TISインテックグループのTISは8月7日、同社の量子回路シミュレーションWebサービス「Qni(キューニ)」において、産総研のグループ会社AIST Solutions提供の計算基盤「ABCI(AI Bridging Cloud Infrastructure)」上で実行可能なサービスの提供を開始することを発表した。なお「ABCI」上の「Qni」の利用については、申請や利用料が必要となる。
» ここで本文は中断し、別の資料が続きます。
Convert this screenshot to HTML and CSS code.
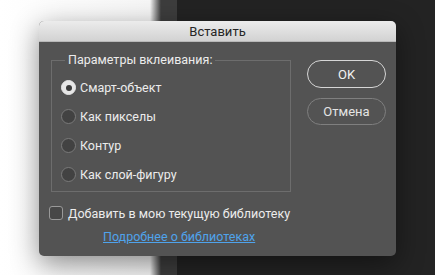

大規模量子回路シミュレーションをWebブラウザ上で容易に実行可能にする連携

ブラウザで実行可能な量子回路シミュレータ「Qni」は、量子回路をGUIで直接操作しながら量子コンピューティングの学習やシミュレーションが可能サービスでエンジニア育成のために国内外に無料提供している。

産総研計算基盤「ABCI」(公式Webサイト)

今回、産総研グループが運用する人工知能処理向け計算基盤「ABCI」上で利用できるようNVIDIAの量子コンピューティング用SDK「cuQuantum」によるGPU処理、スパコンをWebブラウザで利用可能にするフレームワーク「Open OnDemand」などを活用するなど改良を重ね最大30量子ビットのシミュレーションが可能になった。同社では大きな改良ポイントとして、シミュレーション処理をCPUではなくGPUで実行できるよう変更したことを挙げており、併せてGPUを効率的に使う「cuQuantum」でGPUの性能を最大限に発揮することがサービス実現につながったとしている。ほか、計算ジョブの優先度調整機能「ジョブスケジューラ」や安全なユーザログイン機能「ユーザ認証」などのスパコン用サブシステムも「Open OnDemand」を活用することでスムーズな連携が可能になっている。

  • 産総研「ABCI」上での「Qni」による量子回路シミュレーションWebサービス利用イメージ(同社資料より)

今回の新サービス提供により産総研では同組織が掲げる「量子未来社会ビジョン」の啓蒙活動、TISは量子コンピューティング向けオープンソースソフトウェアの拡充を図る。